Understanding AI Video Technology: What It Is and How It Works

You've probably heard the term "AI video" thrown around, seen impressive examples on social media, or received recommendations to use AI for your content. But what actually happens when you click "generate" on an AI video platform? Understanding the technology isn't just academic—it's the difference between creating mediocre videos and producing professional content that achieves your goals.

In this comprehensive guide, we'll demystify AI video technology completely. Whether you're a complete beginner or someone who's dabbled but wants deeper understanding, you'll finish this article with clarity on exactly how AI creates those realistic talking avatars, natural-sounding voices, and perfectly synchronized movements.

1 What AI Video Technology Actually Is

At its core, AI video technology is a sophisticated system that uses artificial intelligence and machine learning to automatically generate video content featuring realistic human-like avatars, natural speech, and synchronized movements—all from text input provided by you.

Key Definition

AI Video Technology combines three distinct AI systems: generative neural networks for creating visual avatars, text-to-speech synthesis for voice generation, and synchronization algorithms for matching lip movements to speech. Together, they create the appearance of a real person speaking your message.

Think of it this way: traditional video creation requires cameras, actors, studios, lighting, sound equipment, and editing software. AI video technology replaces all of that infrastructure with algorithms. You provide the script; the AI handles everything from creating a photorealistic speaker to producing the final video file.

The Evolution: From Manual to AI

Old

Traditional Video Production

Hire actor → Book studio → Set up equipment → Film multiple takes → Edit footage → Post-production → Final export. Timeline: Days to weeks. Cost: Hundreds to thousands of dollars.

New

AI Video Creation

Write script → Select avatar and voice → Click generate → Download video. Timeline: Minutes. Cost: Minimal (subscription-based).

This dramatic shift isn't just about convenience—it fundamentally democratizes professional video creation. What once required specialized skills, expensive equipment, and significant budgets is now accessible to anyone who can write clear instructions. But to leverage this power effectively, you need to understand what's happening under the hood.

2 The Three Core Components of AI Video Technology

Every AI video system relies on three fundamental technologies working in concert. Understanding each component helps you make better creative decisions and troubleshoot when results aren't meeting your expectations.

Component 1: Avatar Generation (Visual AI)

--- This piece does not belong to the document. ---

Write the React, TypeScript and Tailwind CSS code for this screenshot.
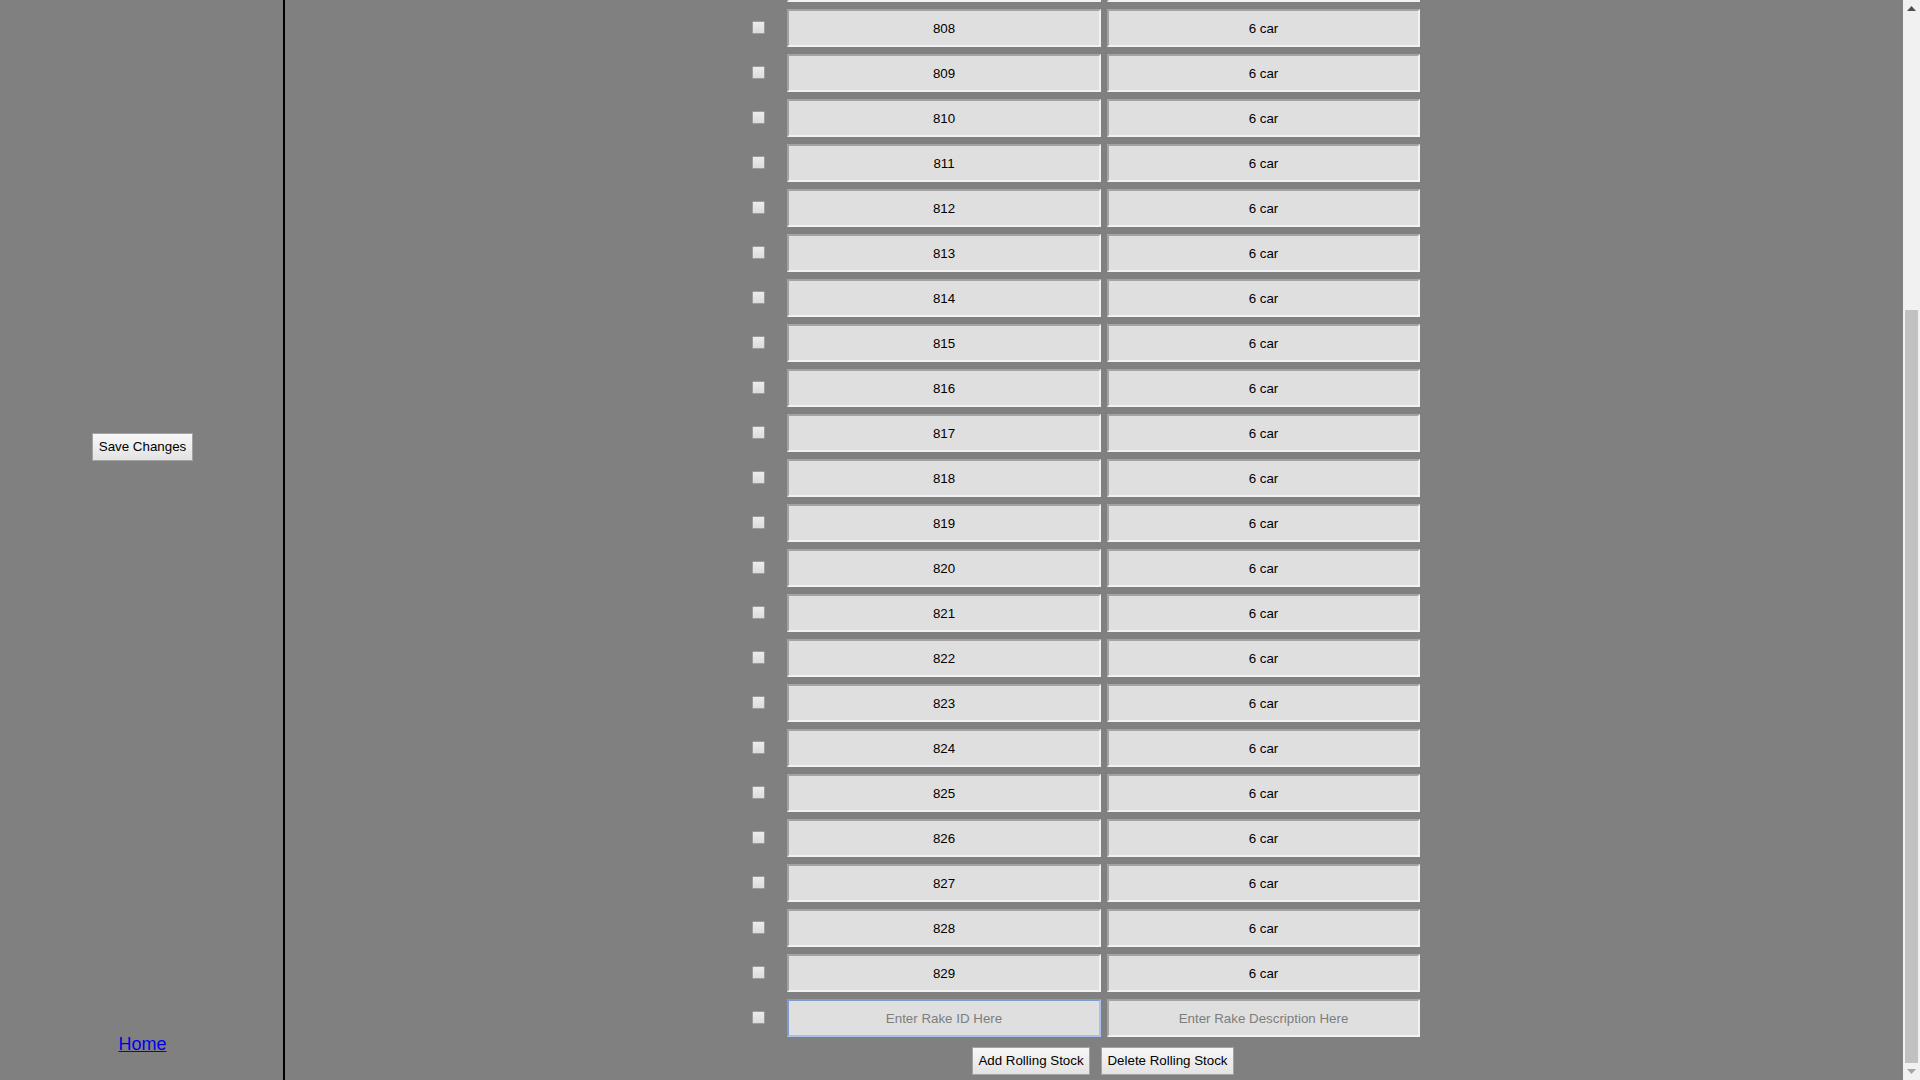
import React from "react";

const ids: number[] = [];
for (let i = 795; i <= 829; i++) ids.push(i);

function Row({ id }: { id: number }) {
  return (
    <div className="flex shrink-0 items-start h-[38px]">
      <input
        type="checkbox"
        className="appearance-none mt-[12px] w-[13px] h-[13px] border border-[#9c9c9c] bg-gradient-to-b from-[#ececec] to-[#dcdcdc] rounded-[1px] m-0"
      />
      <input
        type="text"
        readOnly
        defaultValue={String(id)}
        className="ml-[22px] w-[314px] h-[38px] border-2 border-t-[#a3a3a3] border-l-[#a3a3a3] border-b-[#f2f2f2] border-r-[#f2f2f2] bg-[#dfdfdf] text-center text-[13.33px] text-black outline-none"
      />
      <input
        type="text"
        readOnly
        defaultValue="6 car"
        className="ml-[6px] w-[313px] h-[38px] border-2 border-t-[#a3a3a3] border-l-[#a3a3a3] border-b-[#f2f2f2] border-r-[#f2f2f2] bg-[#dfdfdf] text-center text-[13.33px] text-black outline-none"
      />
    </div>
  );
}

export default function App() {
  return (
    <div
      className="flex h-[1080px] w-[1920px] overflow-hidden bg-[#808080]"
      style={{ fontFamily: '"Liberation Sans", Arial, sans-serif' }}
    >
      {/* Left panel */}
      <div className="flex w-[285px] shrink-0 flex-col items-center border-r-2 border-black">
        <div className="pt-[433px]">
          <button className="w-[101px] h-[28px] border border-[#a3a3a3] bg-gradient-to-b from-[#f7f7f7] to-[#e3e3e3] text-[13.33px] text-black ml-[2px]">
            Save Changes
          </button>
        </div>
        <div className="flex-1" />
        <a
          href="#"
          className="pb-[26px] text-[18px] leading-[20px] text-[#0000ee] underline ml-[2px]"
        >
          Home
        </a>
      </div>

      {/* Main content */}
      <div className="flex flex-1 flex-col justify-end overflow-hidden pb-[5px]">
        <div className="flex shrink-0 flex-col gap-[7px] pl-[467px]">
          {ids.map((id) => (
            <Row key={id} id={id} />
          ))}
          <div className="flex shrink-0 items-start h-[38px]">
            <input
              type="checkbox"
              className="appearance-none mt-[12px] w-[13px] h-[13px] border border-[#9c9c9c] bg-gradient-to-b from-[#ececec] to-[#dcdcdc] rounded-[1px] m-0"
            />
            <input
              type="text"
              placeholder="Enter Rake ID Here"
              className="ml-[22px] w-[314px] h-[38px] border-2 border-t-[#7f9ccf] border-l-[#7f9ccf] border-b-[#a9c1ea] border-r-[#a9c1ea] bg-[#dfdfdf] text-center text-[13.33px] text-black placeholder:text-[#7d7d7d] outline-none"
            />
            <input
              type="text"
              placeholder="Enter Rake Description Here"
              className="ml-[6px] w-[313px] h-[38px] border-2 border-t-[#a3a3a3] border-l-[#a3a3a3] border-b-[#f2f2f2] border-r-[#f2f2f2] bg-[#dfdfdf] text-center text-[13.33px] text-black placeholder:text-[#7d7d7d] outline-none"
            />
          </div>
        </div>
        <div className="mt-[10px] flex shrink-0 gap-[11px] pl-[687px]">
          <button className="w-[118px] h-[28px] border border-[#a3a3a3] bg-gradient-to-b from-[#f7f7f7] to-[#e3e3e3] text-[13.33px] text-black">
            Add Rolling Stock
          </button>
          <button className="w-[133px] h-[28px] border border-[#a3a3a3] bg-gradient-to-b from-[#f7f7f7] to-[#e3e3e3] text-[13.33px] text-black">
            Delete Rolling Stock
          </button>
        </div>
      </div>

      {/* Scrollbar drawing */}
      <div className="flex w-[17px] shrink-0 flex-col bg-[#f1f1f1]">
        <div className="flex h-[17px] shrink-0 items-center justify-center">
          <svg width="9" height="5" viewBox="0 0 9 5">
            <polygon points="4.5,0 9,5 0,5" fill="#505050" />
          </svg>
        </div>
        <div className="flex flex-1 flex-col justify-end px-[2px]">
          <div className="h-[753px] w-full bg-[#c1c1c1]" />
        </div>
        <div className="flex h-[17px] shrink-0 items-center justify-center">
          <svg width="9" height="5" viewBox="0 0 9 5">
            <polygon points="0,0 9,0 4.5,5" fill="#a3a3a3" />
          </svg>
        </div>
      </div>
    </div>
  );
}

The avatar is the visual representation of your speaker—the "person" viewers see on screen. Modern AI avatar systems use Generative Adversarial Networks (GANs) or diffusion models trained on millions of real human faces and movements.

How Avatar AI Works:

1 Training Phase: The AI system has been trained on vast datasets of real human videos, learning patterns in facial features, expressions, lighting, and natural movements.
2 Generation Phase: When you select an avatar, you're choosing from pre-generated models or prompting the AI to create a new face based on specified parameters (age, gender, ethnicity, style).
3 Animation Phase: The static avatar is brought to life through motion synthesis, adding natural micro-movements like breathing, blinking, and subtle head tilts that make it appear alive.

🎯 Pro Insight: The reason some AI avatars look more realistic than others comes down to the quality and diversity of their training data. Platforms that trained on more varied, high-resolution source material produce more photorealistic results.

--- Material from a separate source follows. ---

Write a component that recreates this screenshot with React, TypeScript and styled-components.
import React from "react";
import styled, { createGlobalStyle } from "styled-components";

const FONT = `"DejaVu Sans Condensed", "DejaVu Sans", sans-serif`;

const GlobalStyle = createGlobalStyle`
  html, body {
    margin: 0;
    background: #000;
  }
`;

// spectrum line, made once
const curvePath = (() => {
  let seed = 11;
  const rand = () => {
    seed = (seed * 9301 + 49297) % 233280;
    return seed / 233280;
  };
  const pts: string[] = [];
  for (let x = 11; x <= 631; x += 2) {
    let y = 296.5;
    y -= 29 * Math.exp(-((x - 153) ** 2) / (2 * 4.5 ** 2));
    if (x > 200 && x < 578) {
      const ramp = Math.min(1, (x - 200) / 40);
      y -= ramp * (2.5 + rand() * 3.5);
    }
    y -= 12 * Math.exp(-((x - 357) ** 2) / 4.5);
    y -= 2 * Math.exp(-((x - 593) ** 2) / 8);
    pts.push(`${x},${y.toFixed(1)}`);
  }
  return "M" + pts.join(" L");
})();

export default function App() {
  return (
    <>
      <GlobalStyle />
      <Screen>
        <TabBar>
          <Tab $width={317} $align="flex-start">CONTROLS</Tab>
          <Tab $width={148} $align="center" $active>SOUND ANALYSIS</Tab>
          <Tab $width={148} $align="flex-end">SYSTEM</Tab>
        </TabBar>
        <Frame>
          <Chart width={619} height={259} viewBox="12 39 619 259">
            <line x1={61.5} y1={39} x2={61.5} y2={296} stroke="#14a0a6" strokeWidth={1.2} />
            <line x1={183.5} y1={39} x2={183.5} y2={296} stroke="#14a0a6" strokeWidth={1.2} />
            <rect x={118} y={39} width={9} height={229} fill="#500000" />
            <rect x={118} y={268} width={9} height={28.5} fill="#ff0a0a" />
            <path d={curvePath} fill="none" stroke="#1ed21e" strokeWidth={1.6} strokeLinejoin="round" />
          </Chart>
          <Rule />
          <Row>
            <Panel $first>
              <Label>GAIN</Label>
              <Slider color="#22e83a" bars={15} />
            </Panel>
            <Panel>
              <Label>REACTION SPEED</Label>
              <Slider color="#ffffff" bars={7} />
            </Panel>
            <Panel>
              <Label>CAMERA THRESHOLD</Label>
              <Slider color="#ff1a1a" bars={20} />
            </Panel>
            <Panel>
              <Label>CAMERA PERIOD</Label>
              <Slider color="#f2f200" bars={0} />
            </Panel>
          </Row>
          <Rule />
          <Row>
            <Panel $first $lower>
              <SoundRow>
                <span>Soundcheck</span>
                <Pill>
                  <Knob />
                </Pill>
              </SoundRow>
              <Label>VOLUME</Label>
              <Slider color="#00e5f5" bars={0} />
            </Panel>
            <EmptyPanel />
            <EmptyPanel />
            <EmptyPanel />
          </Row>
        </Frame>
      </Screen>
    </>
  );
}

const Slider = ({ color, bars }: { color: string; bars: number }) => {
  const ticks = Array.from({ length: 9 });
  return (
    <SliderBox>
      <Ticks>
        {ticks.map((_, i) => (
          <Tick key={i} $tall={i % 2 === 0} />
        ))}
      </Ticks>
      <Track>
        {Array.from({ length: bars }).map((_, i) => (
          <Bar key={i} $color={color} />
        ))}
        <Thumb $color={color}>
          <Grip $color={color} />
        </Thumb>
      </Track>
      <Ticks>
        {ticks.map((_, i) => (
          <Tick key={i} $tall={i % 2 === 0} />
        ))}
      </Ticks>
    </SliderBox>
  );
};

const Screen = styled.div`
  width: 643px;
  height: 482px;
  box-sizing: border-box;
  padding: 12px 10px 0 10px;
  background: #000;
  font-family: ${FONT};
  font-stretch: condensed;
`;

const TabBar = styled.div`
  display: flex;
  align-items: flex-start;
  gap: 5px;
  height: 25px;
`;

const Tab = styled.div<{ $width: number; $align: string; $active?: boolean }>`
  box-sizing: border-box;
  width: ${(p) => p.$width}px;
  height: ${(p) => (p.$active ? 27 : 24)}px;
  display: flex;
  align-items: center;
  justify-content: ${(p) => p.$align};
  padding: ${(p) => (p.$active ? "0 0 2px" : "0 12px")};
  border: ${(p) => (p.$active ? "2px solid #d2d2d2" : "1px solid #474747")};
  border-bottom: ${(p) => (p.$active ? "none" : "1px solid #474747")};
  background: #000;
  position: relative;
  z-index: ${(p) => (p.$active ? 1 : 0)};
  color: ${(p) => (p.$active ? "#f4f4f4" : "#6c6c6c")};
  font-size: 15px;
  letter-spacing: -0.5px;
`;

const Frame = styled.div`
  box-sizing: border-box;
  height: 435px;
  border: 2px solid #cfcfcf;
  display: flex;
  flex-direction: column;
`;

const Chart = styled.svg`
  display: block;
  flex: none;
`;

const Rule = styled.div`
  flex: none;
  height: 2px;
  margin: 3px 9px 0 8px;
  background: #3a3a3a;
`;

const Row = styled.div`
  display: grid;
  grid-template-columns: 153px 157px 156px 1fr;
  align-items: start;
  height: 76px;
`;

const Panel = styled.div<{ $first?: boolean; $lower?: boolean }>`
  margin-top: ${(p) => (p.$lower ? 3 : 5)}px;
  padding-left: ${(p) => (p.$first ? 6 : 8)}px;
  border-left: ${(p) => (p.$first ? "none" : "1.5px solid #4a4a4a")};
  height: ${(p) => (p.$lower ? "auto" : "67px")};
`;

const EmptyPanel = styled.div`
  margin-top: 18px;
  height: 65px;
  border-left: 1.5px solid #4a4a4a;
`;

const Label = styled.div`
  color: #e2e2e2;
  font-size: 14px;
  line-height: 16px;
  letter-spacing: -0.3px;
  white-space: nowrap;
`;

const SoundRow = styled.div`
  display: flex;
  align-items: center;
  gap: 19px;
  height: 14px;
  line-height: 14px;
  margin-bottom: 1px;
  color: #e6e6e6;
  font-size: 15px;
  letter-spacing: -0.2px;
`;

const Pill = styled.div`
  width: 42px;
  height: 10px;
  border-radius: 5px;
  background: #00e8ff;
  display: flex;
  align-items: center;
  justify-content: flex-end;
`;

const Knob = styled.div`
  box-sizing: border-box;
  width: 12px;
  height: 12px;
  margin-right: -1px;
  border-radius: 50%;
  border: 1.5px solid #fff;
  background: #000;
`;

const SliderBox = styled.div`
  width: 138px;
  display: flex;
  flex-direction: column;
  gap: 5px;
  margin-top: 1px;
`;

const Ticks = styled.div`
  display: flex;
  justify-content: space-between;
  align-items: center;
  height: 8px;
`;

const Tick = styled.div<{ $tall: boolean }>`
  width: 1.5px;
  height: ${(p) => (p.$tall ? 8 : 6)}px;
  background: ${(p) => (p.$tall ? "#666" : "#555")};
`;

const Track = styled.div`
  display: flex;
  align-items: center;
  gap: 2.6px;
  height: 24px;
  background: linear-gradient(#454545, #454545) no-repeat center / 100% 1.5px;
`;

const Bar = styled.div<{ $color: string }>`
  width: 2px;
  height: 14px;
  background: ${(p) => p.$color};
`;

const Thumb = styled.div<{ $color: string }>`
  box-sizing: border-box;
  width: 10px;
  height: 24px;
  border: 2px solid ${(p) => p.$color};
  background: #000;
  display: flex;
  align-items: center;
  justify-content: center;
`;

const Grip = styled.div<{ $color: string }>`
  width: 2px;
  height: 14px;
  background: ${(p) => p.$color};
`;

Component 2: Voice Synthesis (Audio AI)

Voice synthesis, or Text-to-Speech (TTS), converts your written script into natural-sounding spoken audio. Modern systems use neural TTS models that can capture the nuances of human speech—including tone, emotion, pacing, and accent.

The Voice Generation Process:

1 Text Processing: Your script is analyzed for context, punctuation, and meaning to determine appropriate pronunciation and emphasis.
2 Phoneme Mapping: Text is converted into phonemes (individual sound units) with timing information for each sound.
3 Audio Synthesis: Neural networks generate the actual audio waveform, modeling vocal characteristics like pitch, timbre, and resonance.
4 Prosody Addition: Natural speech patterns are added—pauses for commas, rising intonation for questions, emphasis on important words.

🎯 Pro Insight: The "cloned voice" feature you see in advanced platforms works by training a custom TTS model on recordings of a specific person's voice—usually requiring just 5-30 minutes of clean audio samples.

Component 3: Lip Synchronization (Coordination AI)

The most critical (and often overlooked) component is the synchronization system that ensures the avatar's lip movements perfectly match the generated speech. This uses specialized neural networks trained specifically on audio-visual correspondence.

How Lip Sync AI Works:

1 Audio Analysis: The system analyzes the generated speech audio, identifying every phoneme and its precise timing.
2 Viseme Mapping: Each audio phoneme is mapped to its corresponding viseme (the visual mouth shape needed to produce that sound).
3 Motion Generation: AI generates the smooth transitions between mouth shapes, including realistic jaw movement, tongue positioning, and facial muscle activity.
4 Frame-by-Frame Rendering: The avatar's facial animation is rendered frame-by-frame, perfectly synchronized with the audio timeline.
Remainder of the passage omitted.